## Problem to work on
Which lines hold the word "that"? Copy each of them.

──────────

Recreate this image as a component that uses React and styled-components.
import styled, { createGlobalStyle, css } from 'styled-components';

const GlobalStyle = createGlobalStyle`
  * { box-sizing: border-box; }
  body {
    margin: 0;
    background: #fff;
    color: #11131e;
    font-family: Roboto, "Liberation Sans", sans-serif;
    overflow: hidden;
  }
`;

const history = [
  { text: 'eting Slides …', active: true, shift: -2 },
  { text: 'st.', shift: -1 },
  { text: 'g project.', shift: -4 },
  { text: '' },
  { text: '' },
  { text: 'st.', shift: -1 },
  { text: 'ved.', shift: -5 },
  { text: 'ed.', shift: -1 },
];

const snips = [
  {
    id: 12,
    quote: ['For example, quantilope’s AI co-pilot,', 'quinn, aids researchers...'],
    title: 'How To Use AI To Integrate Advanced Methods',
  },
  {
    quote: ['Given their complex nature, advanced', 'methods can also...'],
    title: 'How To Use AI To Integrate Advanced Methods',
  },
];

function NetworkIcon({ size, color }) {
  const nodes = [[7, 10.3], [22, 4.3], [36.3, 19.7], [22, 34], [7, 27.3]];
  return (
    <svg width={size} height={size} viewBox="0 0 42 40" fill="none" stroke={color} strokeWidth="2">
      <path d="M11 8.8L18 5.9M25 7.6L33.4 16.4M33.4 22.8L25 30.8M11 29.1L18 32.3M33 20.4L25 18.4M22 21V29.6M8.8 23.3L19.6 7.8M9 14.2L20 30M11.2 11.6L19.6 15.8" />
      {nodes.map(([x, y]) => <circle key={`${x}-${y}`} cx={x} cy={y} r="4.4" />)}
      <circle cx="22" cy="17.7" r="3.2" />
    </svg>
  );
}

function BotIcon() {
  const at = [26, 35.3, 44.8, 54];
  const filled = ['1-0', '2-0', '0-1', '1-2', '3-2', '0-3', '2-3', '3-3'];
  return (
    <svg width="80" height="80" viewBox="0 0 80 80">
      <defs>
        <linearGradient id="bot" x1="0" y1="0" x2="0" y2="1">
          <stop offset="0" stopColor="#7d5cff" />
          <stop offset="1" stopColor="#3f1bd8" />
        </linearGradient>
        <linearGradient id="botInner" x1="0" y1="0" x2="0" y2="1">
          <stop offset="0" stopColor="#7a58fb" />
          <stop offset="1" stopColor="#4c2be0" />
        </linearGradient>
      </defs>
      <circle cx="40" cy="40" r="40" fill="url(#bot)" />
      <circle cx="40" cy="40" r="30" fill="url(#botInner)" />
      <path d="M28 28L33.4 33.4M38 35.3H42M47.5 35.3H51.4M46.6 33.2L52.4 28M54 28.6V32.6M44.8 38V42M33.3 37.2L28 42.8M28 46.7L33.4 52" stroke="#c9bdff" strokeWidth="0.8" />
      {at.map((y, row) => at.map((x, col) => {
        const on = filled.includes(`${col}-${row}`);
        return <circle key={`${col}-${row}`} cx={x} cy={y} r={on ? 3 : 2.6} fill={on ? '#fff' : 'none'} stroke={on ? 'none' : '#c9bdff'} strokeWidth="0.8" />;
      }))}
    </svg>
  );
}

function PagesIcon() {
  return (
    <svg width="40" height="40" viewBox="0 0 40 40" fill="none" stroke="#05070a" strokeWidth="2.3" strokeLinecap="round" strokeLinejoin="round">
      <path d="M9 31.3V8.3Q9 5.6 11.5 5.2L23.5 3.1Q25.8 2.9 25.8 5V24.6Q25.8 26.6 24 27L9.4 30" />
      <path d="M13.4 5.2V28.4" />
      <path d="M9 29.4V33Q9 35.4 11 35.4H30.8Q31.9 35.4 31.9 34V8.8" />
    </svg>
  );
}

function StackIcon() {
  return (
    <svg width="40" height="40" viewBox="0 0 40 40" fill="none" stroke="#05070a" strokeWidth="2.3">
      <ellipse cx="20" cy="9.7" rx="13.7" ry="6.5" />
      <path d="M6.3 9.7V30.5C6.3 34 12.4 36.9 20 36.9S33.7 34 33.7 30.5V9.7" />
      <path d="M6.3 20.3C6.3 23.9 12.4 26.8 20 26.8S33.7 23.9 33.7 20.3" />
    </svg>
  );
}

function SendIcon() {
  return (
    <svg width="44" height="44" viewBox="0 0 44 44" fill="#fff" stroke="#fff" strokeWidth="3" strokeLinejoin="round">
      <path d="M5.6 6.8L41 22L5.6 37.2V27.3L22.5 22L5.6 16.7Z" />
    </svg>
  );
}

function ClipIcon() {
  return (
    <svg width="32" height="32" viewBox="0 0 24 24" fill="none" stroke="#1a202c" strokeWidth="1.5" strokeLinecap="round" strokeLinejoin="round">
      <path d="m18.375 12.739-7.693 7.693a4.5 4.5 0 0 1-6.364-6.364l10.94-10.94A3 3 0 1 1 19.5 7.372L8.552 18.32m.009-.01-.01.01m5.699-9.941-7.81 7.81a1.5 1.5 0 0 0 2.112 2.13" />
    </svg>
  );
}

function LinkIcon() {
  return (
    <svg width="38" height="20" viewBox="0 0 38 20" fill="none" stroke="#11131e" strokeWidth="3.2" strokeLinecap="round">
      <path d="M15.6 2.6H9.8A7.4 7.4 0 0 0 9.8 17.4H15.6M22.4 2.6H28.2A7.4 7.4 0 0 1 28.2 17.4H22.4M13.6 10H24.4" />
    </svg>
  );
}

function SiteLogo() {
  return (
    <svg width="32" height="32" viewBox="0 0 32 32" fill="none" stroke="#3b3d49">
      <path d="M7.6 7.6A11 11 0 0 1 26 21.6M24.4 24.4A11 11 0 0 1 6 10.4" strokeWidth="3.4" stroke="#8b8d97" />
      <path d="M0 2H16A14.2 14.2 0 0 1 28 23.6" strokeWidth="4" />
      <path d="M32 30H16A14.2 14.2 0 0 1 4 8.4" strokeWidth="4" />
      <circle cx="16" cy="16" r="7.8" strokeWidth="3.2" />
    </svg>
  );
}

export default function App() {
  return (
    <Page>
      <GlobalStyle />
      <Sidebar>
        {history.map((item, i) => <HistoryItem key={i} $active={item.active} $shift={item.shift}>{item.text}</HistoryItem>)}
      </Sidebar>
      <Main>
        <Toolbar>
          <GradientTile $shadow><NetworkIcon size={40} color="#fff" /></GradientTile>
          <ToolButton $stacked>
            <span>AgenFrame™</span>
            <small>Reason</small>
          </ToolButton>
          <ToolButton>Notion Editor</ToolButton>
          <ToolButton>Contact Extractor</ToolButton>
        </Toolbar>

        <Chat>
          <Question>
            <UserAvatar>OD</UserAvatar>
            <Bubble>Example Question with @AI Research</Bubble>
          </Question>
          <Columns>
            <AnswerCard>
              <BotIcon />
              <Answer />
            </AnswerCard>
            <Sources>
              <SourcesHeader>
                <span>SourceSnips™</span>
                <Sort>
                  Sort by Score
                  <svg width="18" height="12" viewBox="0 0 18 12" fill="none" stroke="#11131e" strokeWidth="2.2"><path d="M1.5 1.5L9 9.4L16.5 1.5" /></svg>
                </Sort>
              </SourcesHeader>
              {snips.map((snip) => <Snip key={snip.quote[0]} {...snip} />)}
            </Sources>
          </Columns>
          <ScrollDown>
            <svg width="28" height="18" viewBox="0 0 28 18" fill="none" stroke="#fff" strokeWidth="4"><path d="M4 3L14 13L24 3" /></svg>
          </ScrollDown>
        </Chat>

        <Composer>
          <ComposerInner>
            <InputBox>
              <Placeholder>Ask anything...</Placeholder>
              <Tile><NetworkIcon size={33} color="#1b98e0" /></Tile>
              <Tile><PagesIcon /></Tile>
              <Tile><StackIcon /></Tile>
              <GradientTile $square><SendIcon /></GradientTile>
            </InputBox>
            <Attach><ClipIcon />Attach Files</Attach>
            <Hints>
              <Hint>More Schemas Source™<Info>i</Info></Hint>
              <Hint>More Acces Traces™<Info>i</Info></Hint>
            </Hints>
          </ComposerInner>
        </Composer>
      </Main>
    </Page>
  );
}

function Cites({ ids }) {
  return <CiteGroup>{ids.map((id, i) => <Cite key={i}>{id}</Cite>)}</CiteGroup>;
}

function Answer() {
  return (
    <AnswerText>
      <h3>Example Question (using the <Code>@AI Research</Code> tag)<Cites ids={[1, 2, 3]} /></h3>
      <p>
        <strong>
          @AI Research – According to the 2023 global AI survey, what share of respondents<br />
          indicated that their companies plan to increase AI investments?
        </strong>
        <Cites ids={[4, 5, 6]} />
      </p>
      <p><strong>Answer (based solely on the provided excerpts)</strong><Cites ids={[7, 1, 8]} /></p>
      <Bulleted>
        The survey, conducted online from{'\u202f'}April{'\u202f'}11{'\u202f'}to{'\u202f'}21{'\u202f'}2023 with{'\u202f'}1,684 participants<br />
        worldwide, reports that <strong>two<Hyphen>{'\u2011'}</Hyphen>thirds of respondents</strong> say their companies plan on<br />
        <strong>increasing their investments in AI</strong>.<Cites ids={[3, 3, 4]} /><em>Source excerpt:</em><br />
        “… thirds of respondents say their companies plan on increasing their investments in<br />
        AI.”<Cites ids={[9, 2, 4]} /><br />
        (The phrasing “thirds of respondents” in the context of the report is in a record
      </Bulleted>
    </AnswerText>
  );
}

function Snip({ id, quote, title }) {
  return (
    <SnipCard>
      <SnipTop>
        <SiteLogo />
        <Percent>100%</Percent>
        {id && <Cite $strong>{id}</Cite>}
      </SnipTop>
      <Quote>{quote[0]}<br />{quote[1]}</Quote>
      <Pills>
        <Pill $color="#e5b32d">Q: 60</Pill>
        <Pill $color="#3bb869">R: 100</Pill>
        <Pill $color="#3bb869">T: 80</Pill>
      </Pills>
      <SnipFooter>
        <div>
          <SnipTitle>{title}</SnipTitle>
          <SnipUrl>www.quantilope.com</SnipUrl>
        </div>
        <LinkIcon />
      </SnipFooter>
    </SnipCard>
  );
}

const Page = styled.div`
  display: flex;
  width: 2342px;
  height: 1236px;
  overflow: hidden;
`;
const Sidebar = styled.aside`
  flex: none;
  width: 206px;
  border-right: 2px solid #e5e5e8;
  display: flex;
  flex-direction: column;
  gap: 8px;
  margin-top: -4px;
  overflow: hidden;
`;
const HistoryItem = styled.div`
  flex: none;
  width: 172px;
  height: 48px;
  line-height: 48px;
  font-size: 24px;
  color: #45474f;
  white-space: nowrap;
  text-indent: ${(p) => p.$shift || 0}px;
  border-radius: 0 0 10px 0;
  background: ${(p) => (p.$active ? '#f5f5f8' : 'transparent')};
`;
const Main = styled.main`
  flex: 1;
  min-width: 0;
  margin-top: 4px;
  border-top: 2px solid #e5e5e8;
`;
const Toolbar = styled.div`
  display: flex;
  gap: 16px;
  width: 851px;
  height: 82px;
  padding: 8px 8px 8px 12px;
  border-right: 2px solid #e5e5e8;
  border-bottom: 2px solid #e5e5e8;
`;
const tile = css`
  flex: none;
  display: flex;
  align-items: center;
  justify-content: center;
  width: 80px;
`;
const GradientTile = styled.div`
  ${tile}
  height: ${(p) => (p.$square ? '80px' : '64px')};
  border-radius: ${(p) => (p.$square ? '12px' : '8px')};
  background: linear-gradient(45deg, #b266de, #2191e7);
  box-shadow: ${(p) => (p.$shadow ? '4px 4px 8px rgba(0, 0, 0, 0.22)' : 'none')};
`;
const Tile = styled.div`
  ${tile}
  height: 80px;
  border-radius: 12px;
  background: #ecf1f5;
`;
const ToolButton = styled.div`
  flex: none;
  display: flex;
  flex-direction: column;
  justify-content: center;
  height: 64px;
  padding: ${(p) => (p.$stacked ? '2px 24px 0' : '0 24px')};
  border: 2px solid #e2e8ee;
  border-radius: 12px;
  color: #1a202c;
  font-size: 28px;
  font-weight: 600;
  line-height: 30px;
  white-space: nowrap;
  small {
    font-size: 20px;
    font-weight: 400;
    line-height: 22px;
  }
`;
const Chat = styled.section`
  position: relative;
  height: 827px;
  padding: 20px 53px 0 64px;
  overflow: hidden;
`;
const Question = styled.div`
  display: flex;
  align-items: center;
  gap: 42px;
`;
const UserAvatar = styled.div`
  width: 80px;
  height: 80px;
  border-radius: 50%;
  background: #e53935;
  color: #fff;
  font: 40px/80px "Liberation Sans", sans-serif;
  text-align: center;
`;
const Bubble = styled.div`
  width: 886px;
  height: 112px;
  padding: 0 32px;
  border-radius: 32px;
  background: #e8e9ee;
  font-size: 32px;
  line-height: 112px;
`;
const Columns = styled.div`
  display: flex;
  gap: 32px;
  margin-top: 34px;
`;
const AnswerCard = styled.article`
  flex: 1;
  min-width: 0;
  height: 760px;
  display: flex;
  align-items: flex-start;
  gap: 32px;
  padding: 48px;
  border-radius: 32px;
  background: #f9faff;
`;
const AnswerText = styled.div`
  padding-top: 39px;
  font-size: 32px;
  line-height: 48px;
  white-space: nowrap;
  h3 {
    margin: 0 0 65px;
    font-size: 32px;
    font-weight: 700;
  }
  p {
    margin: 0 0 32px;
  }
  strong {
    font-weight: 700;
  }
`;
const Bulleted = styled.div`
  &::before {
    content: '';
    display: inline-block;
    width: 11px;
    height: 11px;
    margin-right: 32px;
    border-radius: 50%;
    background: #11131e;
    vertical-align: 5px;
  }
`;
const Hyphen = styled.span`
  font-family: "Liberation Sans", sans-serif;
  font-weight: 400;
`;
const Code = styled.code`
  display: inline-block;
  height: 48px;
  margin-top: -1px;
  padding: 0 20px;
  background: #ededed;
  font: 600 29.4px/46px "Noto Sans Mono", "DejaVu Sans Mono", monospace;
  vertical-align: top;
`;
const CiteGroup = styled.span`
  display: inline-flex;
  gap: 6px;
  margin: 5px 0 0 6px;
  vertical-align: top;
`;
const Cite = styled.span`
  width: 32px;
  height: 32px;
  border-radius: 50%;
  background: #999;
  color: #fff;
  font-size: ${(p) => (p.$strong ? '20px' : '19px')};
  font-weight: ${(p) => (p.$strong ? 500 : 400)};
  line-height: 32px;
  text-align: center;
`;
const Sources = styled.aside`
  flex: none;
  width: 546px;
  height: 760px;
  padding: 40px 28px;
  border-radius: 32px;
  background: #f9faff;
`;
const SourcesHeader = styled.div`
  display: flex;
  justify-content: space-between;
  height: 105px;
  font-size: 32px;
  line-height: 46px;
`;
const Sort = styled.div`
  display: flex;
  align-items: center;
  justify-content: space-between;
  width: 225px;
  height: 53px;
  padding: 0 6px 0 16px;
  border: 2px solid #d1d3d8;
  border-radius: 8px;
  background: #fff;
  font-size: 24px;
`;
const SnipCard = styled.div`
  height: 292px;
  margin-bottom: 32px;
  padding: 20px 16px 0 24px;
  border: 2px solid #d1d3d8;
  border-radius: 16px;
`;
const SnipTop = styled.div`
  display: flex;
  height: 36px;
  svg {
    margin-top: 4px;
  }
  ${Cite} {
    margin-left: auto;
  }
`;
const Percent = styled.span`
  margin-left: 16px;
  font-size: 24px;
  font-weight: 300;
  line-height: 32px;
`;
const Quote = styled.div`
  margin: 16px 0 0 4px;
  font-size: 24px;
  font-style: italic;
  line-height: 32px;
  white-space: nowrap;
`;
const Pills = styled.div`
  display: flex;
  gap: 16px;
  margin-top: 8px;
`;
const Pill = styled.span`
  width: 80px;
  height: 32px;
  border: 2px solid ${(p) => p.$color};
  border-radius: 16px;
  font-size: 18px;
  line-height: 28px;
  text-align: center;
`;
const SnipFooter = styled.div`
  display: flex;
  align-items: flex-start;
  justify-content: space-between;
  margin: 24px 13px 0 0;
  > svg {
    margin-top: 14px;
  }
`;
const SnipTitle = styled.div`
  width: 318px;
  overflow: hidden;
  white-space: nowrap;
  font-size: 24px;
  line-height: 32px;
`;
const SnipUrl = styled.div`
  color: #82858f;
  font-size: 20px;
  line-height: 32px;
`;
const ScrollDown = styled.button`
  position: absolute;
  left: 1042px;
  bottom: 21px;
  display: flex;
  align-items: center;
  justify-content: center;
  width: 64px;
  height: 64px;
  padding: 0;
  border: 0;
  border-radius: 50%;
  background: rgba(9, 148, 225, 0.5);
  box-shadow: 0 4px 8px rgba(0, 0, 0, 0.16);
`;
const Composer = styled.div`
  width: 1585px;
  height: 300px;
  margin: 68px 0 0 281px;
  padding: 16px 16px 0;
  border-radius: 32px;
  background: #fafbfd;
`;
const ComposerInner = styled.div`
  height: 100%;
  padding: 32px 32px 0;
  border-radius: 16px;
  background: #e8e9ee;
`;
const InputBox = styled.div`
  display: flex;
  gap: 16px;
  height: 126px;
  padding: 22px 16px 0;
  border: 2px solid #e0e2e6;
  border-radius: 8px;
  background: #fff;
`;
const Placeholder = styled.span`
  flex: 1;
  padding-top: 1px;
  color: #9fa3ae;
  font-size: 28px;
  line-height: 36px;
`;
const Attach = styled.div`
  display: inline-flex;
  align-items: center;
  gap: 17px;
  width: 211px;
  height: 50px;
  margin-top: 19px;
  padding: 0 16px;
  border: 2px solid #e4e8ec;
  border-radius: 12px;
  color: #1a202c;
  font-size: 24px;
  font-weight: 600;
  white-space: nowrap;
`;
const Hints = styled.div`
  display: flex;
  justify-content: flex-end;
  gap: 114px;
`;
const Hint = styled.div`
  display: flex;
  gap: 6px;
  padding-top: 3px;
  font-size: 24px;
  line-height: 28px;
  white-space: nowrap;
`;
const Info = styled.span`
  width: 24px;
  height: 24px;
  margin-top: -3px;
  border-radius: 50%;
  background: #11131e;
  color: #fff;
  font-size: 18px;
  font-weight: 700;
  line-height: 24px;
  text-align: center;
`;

──────────

## Written solution
Recreate this image as a component that uses React and styled-components.
          indicated that their companies plan to increase AI investments?
        worldwide, reports that <strong>two<Hyphen>{'\u2011'}</Hyphen>thirds of respondents</strong> say their companies plan on<br />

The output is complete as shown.